Seven new funnel web spider species have been found emerging in caves in Israel, and they're all in various stages of losing their vision.
In Charles Darwin's famous example of adaptation, a population of finches split apart on different islands gradually drifted from their shared ancestral form, to the point they came to represent distinct species.
This early observation recognized isolation as a key ingredient for organisms to change enough to speciate.
But as this latest cave discovery shows, vast stretches of water are just one way populations can be separated.
"In this study, we sought to understand the evolutionary relationships between funnel web spiders with normal eyes that are found at the cave entrance, with those that are further in the cave and are pigmentless, eye-reduced, and even completely blind," explains ecologist Shlomi Aharon from the The Hebrew University of Jerusalem (HUJI).
Aharon and colleagues found species of Tegenaria funnel web spiders in 30 caves. Twenty-six of these were cave-preferring species that still relied on some outside conditions like light (troglophiles) and they lived at the entrances and twilight zones of the caves. Meanwhile, 14 other species were found to be obligate cave dwellers (troglobites), who only inhabit the twilight or dark zones.
Seven of these troglobite species were new to science, five of them with reduced eyes and two completely blind.
"Among the spiders we found, five were unique to different caves, and the two other species were found in several caves in the Galilee and in caves situated at the Ofra karst field, which is now under threat due to construction plans," explains HUJI ecologist Efrat Gavish-Regev.
The researchers analyzed the spiders' DNA to track their history across the landscape.
Those spiders that adapted to the unique cave conditions can no longer thrive in the world beyond these dark, sheltered crevices. This means there was very little if any gene flow between cave systems, even when each population sits relatively close to one another.
"One of the surprising findings in the study show that the new species are evolutionarily closer to species from caves in Mediterranean areas in southern Europe, than to species living in close proximity to them at cave entrances in Israel," says Gavish-Regev.

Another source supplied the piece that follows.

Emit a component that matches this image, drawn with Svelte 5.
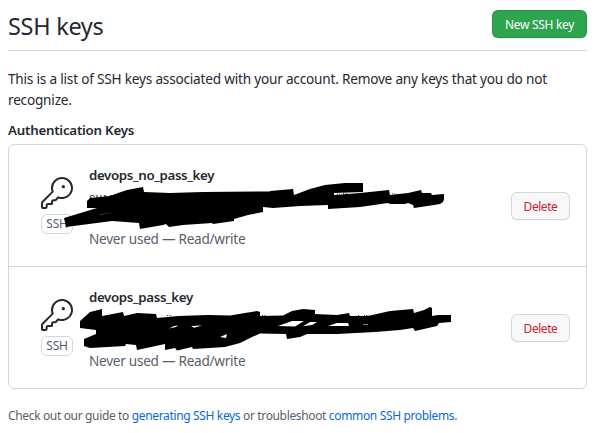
<script>
  const keys = [
    {
      name: 'devops_no_pass_key',
      view: '9 145 577 121',
      ink: 'M87 201L90 198 110 196 118 193 127 190 143 187 144 192 170 193 203 192 270 191.5 270 191 293 189 294 195 310 189 325 185 345 183 363 183 363 192 334 193 334 195 360 193 389 190 390 195 408 193 421 190 422 193 431 193 432 195 444 194 444 199 443 202 440 204 434 205 414 208 413 205 408 203 405 204 390 204 388 203 360 207 328 209 328 205 300 206 273 208 263 207 263 212 248 215 234 219 234 221 213 224 212 223 183 225 169 227 166 224 163 225 140 229 139 223 112 221 66 227 64 218 97 208 87 208Z',
      gaps: 'M100 214.4L115 212 100 214.8Z',
      glints: 'M337 194h3M343 193.7h5M392 194h5'
    },
    {
      name: 'devops_pass_key',
      view: '9 267 577 121',
      ink: 'M80 321L90 312 102 309 102 316 123 312 124 316 137 313 156 314 157 318 178 316 208 315 230 315.5 245 313 257 311 260 312 260 316 283 315.5 292 311 303 309 315 310 315 314 337 315 349 313 350 316 368 316 390 311 413 309 414 313 424 310 430 307 432 308 432 316 438 315 451 315 451 322 439 323 437 326 415 331 413 328 400 330 375 332 337 334 307 334 300 337 287 339 286 334 260 333.5 252 337 240 343 225 347 193 349 192 347 177 350.5 175 348 165 350 165 344 137 350 136 345 126 344 125 346 90 348 84 346 84 339 96 334 96 330 80 328Z',
      gaps: 'M278 326L292 321 304 321 295 326.5ZM303 326.3L310 322 317 322 312 325ZM328 326L337 323 348 323 349 326ZM169 328.5L174 326 178 325.5 176 327ZM191 326L202 325.5 194 327.8ZM220 337L227 334 226 338ZM363 324.5h5v.6h-5Z',
      glints: 'M167 315.5h5M262 315.5h4M358 315.5h2M364 315.5h5'
    }
  ];
</script>

<main>
  <header>
    <h2>SSH keys</h2>
    <button class="primary">New SSH key</button>
  </header>
  <p class="intro">
    This is a list of SSH keys associated with your account. Remove any keys that you do not<br />recognize.
  </p>
  <h3>Authentication Keys</h3>
  <ul>
    {#each keys as key}
      <li>
        <div class="kind">
          <svg class="icon" width="32" height="32" viewBox="0 0 24 24">
            <path d="M16.75 8.5a1.25 1.25 0 100-2.5 1.25 1.25 0 000 2.5z" />
            <path fill-rule="evenodd" d="M15.75 0a8.25 8.25 0 00-7.851 10.79L.513 18.178A1.75 1.75 0 000 19.414v2.836C0 23.217.784 24 1.75 24h1.5A1.75 1.75 0 005 22.25v-1a.25.25 0 01.25-.25h2.735a.75.75 0 00.545-.22l.214-.213A.875.875 0 009 19.948V18.5a.25.25 0 01.25-.25h1.086c.464 0 .91-.184 1.237-.513l1.636-1.636A8.25 8.25 0 1015.75 0zM9 8.25a6.75 6.75 0 114.288 6.287.75.75 0 00-.804.168l-1.971 1.972a.25.25 0 01-.177.073H9.25A1.75 1.75 0 007.5 18.5v1H5.25a1.75 1.75 0 00-1.75 1.75v1a.25.25 0 01-.25.25h-1.5a.25.25 0 01-.25-.25v-2.836a.25.25 0 01.073-.177l7.722-7.721a.75.75 0 00.168-.804A6.73 6.73 0 019 8.25z" />
          </svg>
          <span class="badge">SSH</span>
        </div>
        <div class="details">
          <strong>{key.name}</strong>
          <code>SHA256:</code>
          <span class="usage">Never used — Read/write</span>
        </div>
        <button class="danger">Delete</button>
        <svg class="redaction" viewBox={key.view}>
          <path d={key.ink} />
          <path d={key.gaps} fill="#fff" />
          <path d={key.glints} stroke="#24292f" stroke-dasharray="1 1.3" />
        </svg>
      </li>
    {/each}
  </ul>
  <p class="guide">Check out our guide to <a href="#generating">generating SSH keys</a> or troubleshoot <a href="#problems">common SSH problems</a>.</p>
</main>

<style>
  :global(body) { margin: 0; background: #fff; }
  main {
    box-sizing: border-box;
    height: 433px;
    padding: 0 12px 0 8px;
    overflow: hidden;
    font: 13.6px/21px 'Noto Sans', sans-serif;
    letter-spacing: -.2px;
    color: #24292f;
    white-space: nowrap;
  }
  header {
    box-sizing: border-box;
    height: 51px;
    display: flex;
    justify-content: space-between;
    align-items: flex-start;
    border-bottom: 1px solid #d0d7de;
  }
  h2 { margin: 8px 0 0; font-size: 23.5px; line-height: 36px; font-weight: 400; letter-spacing: -.3px; }
  button {
    box-sizing: border-box;
    height: 28px;
    padding: 1px 0 0;
    border: 1px solid rgba(27, 31, 36, .15);
    border-radius: 6px;
    font: 12px/20px 'Noto Sans', sans-serif;
    letter-spacing: -.3px;
  }
  .primary { width: 95px; margin-top: 10px; background: #2da44e; color: #fff; box-shadow: 0 1px 0 rgba(27, 31, 36, .1); }
  .danger { width: 59px; margin-left: auto; padding-top: 2px; background: #f6f8fa; color: #cf222e; box-shadow: 0 1px 0 rgba(27, 31, 36, .04); letter-spacing: -.45px; }
  .intro { margin: 17px 0 10px; }
  h3 { margin: 0; font-size: 13.3px; line-height: 21px; font-weight: 600; letter-spacing: -.23px; }
  ul {
    margin: 3px 0 0;
    padding: 0;
    border: 1px solid #d0d7de;
    border-radius: 6px;
    list-style: none;
  }
  li {
    position: relative;
    box-sizing: border-box;
    height: 121px;
    padding: 0 16px 0 32px;
    display: flex;
    align-items: center;
  }
  li + li { height: 122px; border-top: 1px solid #d0d7de; }
  .kind { width: 48px; height: 57px; display: flex; flex-direction: column; gap: 5px; }
  .icon { display: block; fill: #24292f; }
  .badge {
    box-sizing: border-box;
    width: 32px;
    height: 20px;
    border: 1px solid #d0d7de;
    border-radius: 6px;
    color: #57606a;
    font-size: 12px;
    line-height: 18px;
    text-align: center;
  }
  .details { display: flex; flex-direction: column; height: 82px; }
  .details > * { flex-shrink: 0; }
  strong { font-size: 13.3px; font-weight: 600; line-height: 21px; letter-spacing: -.36px; }
  code { margin-top: 3px; font: 11px/21px 'Liberation Mono', monospace; }
  .usage { margin-top: 18px; color: #57606a; letter-spacing: -.27px; }
  .redaction { position: absolute; left: 0; top: 0; width: 577px; height: 121px; pointer-events: none; }
  .guide { margin: 18px 0 0; font-size: 12px; line-height: 18px; letter-spacing: -.35px; color: #57606a; }
  a { color: #0969da; text-decoration: none; }
</style>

The genetic trail suggests a single Tegenaria species swept through the area and eventually ventured deeper into the caves. By removing the need for functional eyes, the new environment molded their traits, selecting for offspring that didn't waste energy on unnecessary visual systems. This happened independently across the different cave systems – a process called convergent evolution – resulting in distinct species all losing their eyes after they went separate ways.

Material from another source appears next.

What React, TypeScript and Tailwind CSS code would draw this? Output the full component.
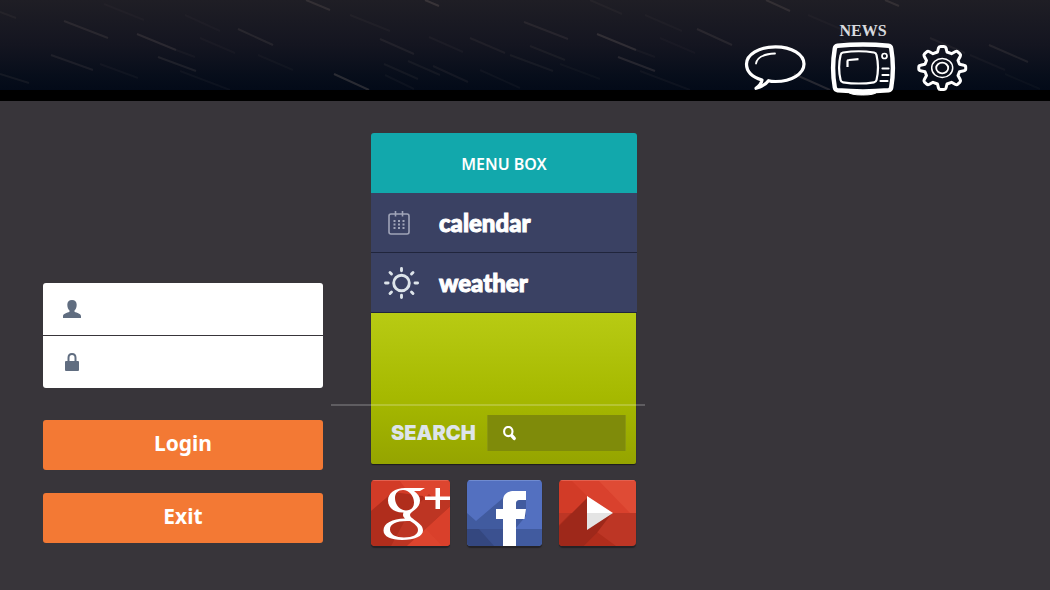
import type { ReactNode } from 'react';

type Streak = [number, number, number, number, number];

// x1, y1, x2, y2, opacity
const streaks: Streak[] = [
  [64, 21, 108, 38, 0.17],
  [51, 55, 93, 70, 0.15],
  [0, 74, 29, 83, 0.12],
  [137, 34, 176, 50, 0.2],
  [158, 57, 196, 71, 0.16],
  [176, 50, 195, 57, 0.07],
  [100, 64, 138, 78, 0.07],
  [180, 71, 230, 90, 0.07],
  [306, 0, 330, 10, 0.2],
  [238, 29, 273, 45, 0.16],
  [185, 15, 220, 31, 0.05],
  [200, 38, 235, 53, 0.06],
  [258, 55, 293, 70, 0.06],
  [334, 74, 369, 90, 0.3],
  [0, 12, 16, 18, 0.09],
  [104, 4, 144, 20, 0.05],
  [350, 15, 390, 31, 0.07],
  [380, 39, 414, 54, 0.13],
  [408, 61, 440, 75, 0.1],
  [384, 64, 418, 79, 0.1],
  [429, 37, 463, 52, 0.08],
  [433, 66, 468, 82, 0.11],
  [470, 38, 505, 53, 0.11],
  [524, 22, 568, 39, 0.15],
  [510, 55, 553, 71, 0.1],
  [530, 46, 565, 60, 0.1],
  [385, 75, 414, 89, 0.07],
  [425, 0, 439, 6, 0.25],
  [480, 70, 520, 88, 0.07],
  [560, 64, 600, 79, 0.06],
  [597, 34, 636, 50, 0.25],
  [618, 57, 655, 71, 0.22],
  [636, 50, 655, 57, 0.07],
  [590, 0, 622, 14, 0.07],
  [645, 15, 682, 31, 0.06],
  [640, 71, 690, 90, 0.08],
  [697, 29, 732, 45, 0.17],
  [660, 38, 695, 53, 0.05],
  [766, 0, 790, 11, 0.2],
  [794, 74, 830, 90, 0.28],
  [885, 0, 899, 6, 0.2],
  [808, 15, 850, 33, 0.06],
  [840, 39, 874, 54, 0.08],
  [930, 38, 965, 53, 0.12],
  [989, 45, 1028, 62, 0.17],
  [970, 55, 1005, 70, 0.08],
  [1005, 74, 1040, 89, 0.06],
];

function NightSky() {
  return (
    <svg
      aria-hidden="true"
      className="absolute inset-0 h-full w-full opacity-60"
      viewBox="0 0 1050 90"
      preserveAspectRatio="none"
    >
      {streaks.map(([x1, y1, x2, y2, o], i) => (
        <line key={i} x1={x1} y1={y1} x2={x2} y2={y2} stroke="#d0b8a8" strokeOpacity={o} strokeWidth="2" />
      ))}
    </svg>
  );
}

function ChatIcon() {
  return (
    <svg width="62" height="46" viewBox="0 0 62 46" fill="none" stroke="#fff" strokeLinecap="round" strokeLinejoin="round" aria-hidden="true">
      <path strokeWidth="3.200" d="M18 35C8 32 2.500 26 2.500 19 2.500 9.500 15 1.800 31.500 1.800S60 9.500 60 19s-12 17.500-28.500 17.500c-3 0-4.500 0-7-.8-3 4-7.500 6.200-12.500 7.600 3.500-2.600 5.500-5 6-8.300Z" />
      <path strokeWidth="1.800" d="M12 18.500c1-6 8-9.500 19-10" />
    </svg>
  );
}

function TvIcon() {
  return (
    <svg width="66" height="54" viewBox="0 0 66 54" fill="none" stroke="#fff" strokeLinecap="round" strokeLinejoin="round" aria-hidden="true">
      <path strokeWidth="4.400" d="M7.500 3.800Q33 1.200 58.500 3.800q2.300.3 2.700 2.700 3.400 19.500 0 39-.4 2.400-2.700 2.700Q33 50.500 7.500 48.200q-2.300-.3-2.700-2.700-3.400-19.500 0-39Q5.200 4.100 7.500 3.800Z" />
      <path fill="#fff" strokeWidth="1" d="M18 50h29q-2 3-14.500 3T18 50Z" />
      <path strokeWidth="2.200" d="M13 10.500q16-2.500 31 0 2 .4 2.500 2.500 3 12.500 0 25-.5 2-2.500 2.300-15 2.400-31 0-2-.3-2.400-2.300-3-12.500 0-25 .4-2.100 2.400-2.500Z" />
      <path strokeWidth="2.200" strokeLinecap="butt" d="M17.500 25v-6q0-1 1.500-1l9.500-.8" />
      <circle cx="54.500" cy="14" r="2.500" strokeWidth="1.700" />
      <path strokeWidth="2.200" d="M52.500 26.500h6M52.500 33h6M50.500 39h7" />
    </svg>
  );
}

function GearIcon() {
  return (
    <svg width="52" height="46" viewBox="0 0 52 46" fill="none" stroke="#fff" strokeLinejoin="round" aria-hidden="true">
      <path
        strokeWidth="3"
        d="M22.500 3q.4-1.500 2-1.500h3.500q1.600 0 2 1.500l1 4 4.500 1.700 4-2.200q1.300-.6 2.300.4l2.200 2q1 1 .3 2.300L42 15.500l1.500 3.800 4.500.9q1.700.3 1.700 1.700v2.200q0 1.400-1.700 1.700l-4.500.9L42 30.500l2.300 4.300q.7 1.300-.3 2.300l-2.200 2q-1 1-2.300.4l-4-2.200L31 39l-1 4q-.4 1.500-2 1.500h-3.500q-1.600 0-2-1.500l-1-4-4.500-1.700-4 2.200q-1.300.6-2.300-.4l-2.200-2q-1-1-.3-2.300l2.300-4.300L9 26.700l-4.500-.9q-1.700-.3-1.700-1.700v-2.200q0-1.400 1.700-1.700l4.500-.9 1.500-3.800-2.300-4.300q-.7-1.300.3-2.300l2.200-2q1-1 2.300-.4l4 2.200L21.500 7Z"
      />
      <ellipse cx="26.200" cy="23" rx="10.500" ry="9.500" strokeWidth="1.500" />
      <ellipse cx="26.200" cy="23" rx="6" ry="5.300" strokeWidth="1.800" />
    </svg>
  );
}

function CalendarIcon() {
  return (
    <svg width="22" height="24" viewBox="0 0 22 24" fill="none" stroke="#a0a4b8" aria-hidden="true">
      <rect x="1" y="3" width="20" height="20" rx="2" strokeWidth="1.600" />
      <path strokeWidth="1.600" d="M7.500 0v5.500M14.500 0v5.500" />
      <path strokeWidth="2" strokeDasharray="2 2.500" d="M5.500 10h11M5.500 13.500h11M5.500 17h11" />
    </svg>
  );
}

function SunIcon() {
  return (
    <svg width="36" height="34" viewBox="0 0 36 34" fill="none" stroke="#dde4ea" strokeWidth="2.900" strokeLinecap="round" aria-hidden="true">
      <circle cx="17.500" cy="17" r="7.800" />
      <path d="M17.500 2.500v2.300M17.500 29.200v2.300M1.500 17h2.600M31 17h2.600M6 6.500l1.500 1.500M29 6.500l-1.500 1.500M6 27.500l1.500-1.500M29 27.500l-1.500-1.500" />
    </svg>
  );
}

function UserIcon() {
  return (
    <svg width="18" height="18" viewBox="0 0 18 18" fill="#606d80" aria-hidden="true">
      <path d="M9 0c3 0 4.700 2 4.700 4.800 0 2.500-.9 4.600-2.200 5.700v1.300c2.500 1.200 6.500 1.800 6.500 4.400V18H0v-1.800c0-2.600 4-3.200 6.500-4.400v-1.300C5.200 9.400 4.300 7.300 4.300 4.800 4.300 2 6 0 9 0Z" />
    </svg>
  );
}

function LockIcon() {
  return (
    <svg width="18" height="18" viewBox="0 0 18 18" aria-hidden="true">
      <path d="M5.500 9V4.800C5.500 2.300 7 1 9 1s3.500 1.300 3.500 3.800V9" fill="none" stroke="#606d80" strokeWidth="2" />
      <rect x="2" y="8" width="14" height="10" rx="1" fill="#606d80" />
    </svg>
  );
}

function SearchIcon() {
  return (
    <svg width="14" height="15" viewBox="0 0 14 15" fill="none" stroke="#fff" aria-hidden="true">
      <ellipse cx="5.300" cy="5.500" rx="4.200" ry="4.600" strokeWidth="2.100" />
      <path strokeWidth="3.400" strokeLinecap="round" d="m9 9.800 2.200 2.600" />
    </svg>
  );
}

function GooglePlusTile() {
  return (
    <svg className="h-full w-full" viewBox="0 0 79 66" preserveAspectRatio="none" aria-hidden="true">
      <path fill="#d23b27" d="M0 0h79v66H0z" />
      <path fill="#dd452f" d="M28 0h51v66z" />
      <path fill="#d9402b" d="M79 30v36H36z" />
      <path fill="#b02d1c" d="M0 31 22 12l30 4 10 18-26 32H0Z" />
      <path fill="#bd3523" d="m38 33 20-19 4 4h17v9L36 66H20Z" />
      <path fill="#d9402b" d="M79 27v39H36Z" />
      <path fill="#e04a35" d="m55 49 16 17H36Z" opacity=".4" />
      <path
        fill="#fff"
        fillRule="evenodd"
        d="M34 8h20l-5 3h-6c4 3 6 5.500 6 9.500 0 4-2 7-5.500 9.500-3 2.300-4.500 3.300-4.500 5s2 3 4.500 5c5 3.500 8.500 6 8.500 10.500C52 56 44 60 31 60c-11 0-18.500-3.500-18.500-9.500C12.500 43 21 39 34 38.500c-2-2-2.500-3.500-1.500-6C24 33 17 28 17 20.500 17 13 24 8 34 8ZM32 10c-5 0-8 3-8 8 0 6.500 5 12.500 11 12.500 5 0 8-3 8-8C43 16 38 10 32 10Zm4 31c-11 0-17 3-17 8.500 0 5 6 8 14 8 9 0 14-3 14-7.500 0-4-3.500-6-8-9Z"
      />
      <path fill="#fff" d="M54 16.500h10.500V8H69v8.500h10V20H69v9h-4.500v-9H54Z" />
      <path fill="#e3604f" d="M0 0h79v1H0z" />
    </svg>
  );
}

function FacebookTile() {
  return (
    <svg className="h-full w-full" viewBox="0 0 75 66" preserveAspectRatio="none" aria-hidden="true">
      <path fill="#5370c0" d="M0 0h75v66H0z" />
      <path fill="#415b9f" d="M0 33 9 41 42 13l17 5v18L48 49h27v17H0Z" />
      <path fill="#34477f" d="M0 49h36v17H0z" />
      <path fill="#3b5190" d="M12 49h24v17h-9Z" />
      <path fill="#fff" d="M36 66V39h-7V29h7v-8c0-6.500 4-10 11-10h12v9h-6c-3 0-4 1-4 4v5h10l-1.500 10H49v27Z" />
      <path fill="#708bd0" d="M0 0h75v1H0z" />
    </svg>
  );
}

function YoutubeTile() {
  return (
    <svg className="h-full w-full" viewBox="0 0 77 66" preserveAspectRatio="none" aria-hidden="true">
      <path fill="#d23b27" d="M0 0h77v33H0z" />
      <path fill="#d9412d" d="M12 0h65v33H45Z" />
      <path fill="#df4b35" d="M39 0h38v33h-6Z" />
      <path fill="#bd3625" d="M0 33h77v33H0z" />
      <path fill="#b02d1c" d="M0 45 12 33l45 33H0Z" />
      <path fill="#9e281a" d="M0 46 28 18l25 15-16 21-12 12H0Z" />
      <path fill="#b02d1c" d="m25 66 12-12 12 12Z" />
      <path fill="#fff" d="M28 16v17h26Z" />
      <path fill="#e4e4e4" d="M28 50V33h26Z" />
      <path fill="#e3604f" d="M0 0h77v1H0z" />
    </svg>
  );
}

function MenuItem({ icon, label }: { icon: ReactNode; label: string }) {
  return (
    <li>
      <a href="#" className="flex h-[59px] items-center bg-[#3a4163] pl-3 font-['Lato',sans-serif] text-2xl font-black leading-6 text-white">
        <span className="flex w-14 pl-px">{icon}</span>
        <span className="[-webkit-text-stroke:1px_white]">{label}</span>
      </a>
    </li>
  );
}

export default function App() {
  return (
    <div className="min-h-screen bg-[#38353a]">
      <header className="relative flex h-[101px] justify-end border-b-[11px] border-black bg-linear-to-b from-[#1f1e25] via-[#141520] to-[#030a18] pr-[82px]">
        <NightSky />
        <nav aria-label="Main" className="relative flex h-24 items-end">
          <a href="#" aria-label="Messages" className="mb-[5px] mr-6">
            <ChatIcon />
          </a>
          <a href="#" className="mr-5 flex flex-col items-center">
            <span className="font-['Liberation_Serif',serif] text-base font-bold leading-[22px] text-[#d8dade]">NEWS</span>
            <TvIcon />
          </a>
          <a href="#" aria-label="Settings" className="mb-[5px]">
            <GearIcon />
          </a>
        </nav>
      </header>

      <main className="flex items-start gap-12 pl-[43px] pt-8">
        <form className="mt-[150px] w-[280px]" onSubmit={(e) => e.preventDefault()}>
          <div className="grid gap-px overflow-hidden rounded-[3px]">
            <label className="flex h-[52px] items-center bg-white pl-5">
              <UserIcon />
              <input type="text" aria-label="User name" className="ml-4 h-full min-w-0 flex-1 outline-none" />
            </label>
            <label className="flex h-[52px] items-center bg-white pl-5">
              <LockIcon />
              <input type="password" aria-label="Password" className="ml-4 h-full min-w-0 flex-1 outline-none" />
            </label>
          </div>
          <div className="mt-8 grid gap-[23px] font-['Noto_Sans',sans-serif] text-[21px] font-bold text-white">
            <button type="submit" className="h-[50px] rounded-[3px] bg-[#f37934] pb-0.5">Login</button>
            <button type="button" className="h-[50px] rounded-[3px] bg-[#f37934] pb-0.5">Exit</button>
          </div>
        </form>

        <section className="w-[266px]">
          <h1 className="flex h-[60px] items-center justify-center rounded-t-[3px] bg-[#12a8ac] pt-0.5 font-['Noto_Sans',sans-serif] text-base font-semibold text-white">
            MENU BOX
          </h1>
          <ul className="grid gap-px bg-[#20253c] pb-px">
            <MenuItem icon={<span className="pl-1"><CalendarIcon /></span>} label="calendar" />
            <MenuItem icon={<SunIcon />} label="weather" />
          </ul>
          <div className="mr-px flex h-[151px] flex-col justify-end rounded-b-[2px] bg-linear-to-b from-[#b8cb13] via-[#a6b900] via-55% to-[#95a400] shadow-[0_1px_1px_#1c1c1c]">
            <div className="-ml-10 mr-[-9px] border-t-2 border-white/20" />
            <label className="flex h-[58px] items-center pb-1 pl-5 pr-[10px]">
              <span className="w-24 font-['Inter',sans-serif] text-xl font-black text-[#dde4ea]">SEARCH</span>
              <span className="flex h-9 min-w-0 flex-1 items-center border-x border-[#8a9710] bg-[#7f8b0a] pl-[15px]">
                <SearchIcon />
                <input type="search" className="ml-2 h-full min-w-0 flex-1 bg-transparent text-white outline-none" />
              </span>
            </label>
          </div>
          <div className="mr-px mt-4 flex justify-between">
            <a href="#" aria-label="Google Plus" className="h-[66px] w-[79px] overflow-hidden rounded shadow-[0_2px_1px_#242226]">
              <GooglePlusTile />
            </a>
            <a href="#" aria-label="Facebook" className="h-[66px] w-[75px] overflow-hidden rounded shadow-[0_2px_1px_#242226]">
              <FacebookTile />
            </a>
            <a href="#" aria-label="YouTube" className="h-[66px] w-[77px] overflow-hidden rounded shadow-[0_2px_1px_#242226]">
              <YoutubeTile />
            </a>
          </div>
        </section>
      </main>
    </div>
  );
}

Then the original species became locally extinct outside of the caves, before other related species moved in on the outside.
The team suspects the extinction event was a result of climate change around 5 million years ago, during the beginning of the Pliocene when seas rose to present levels.
"We are currently witnessing the effects of climate change on many habitats, which obliges us to consider, maintain and promote programs that include the preservation of underground habitats – many of which are at immediate risk," concludes Hawlena.
"We must protect Israel's unique nature, preserve its underground systems for the future and further explore the processes that created these systems in the country."
This research was published in Molecular Phylogenetics and Evolution.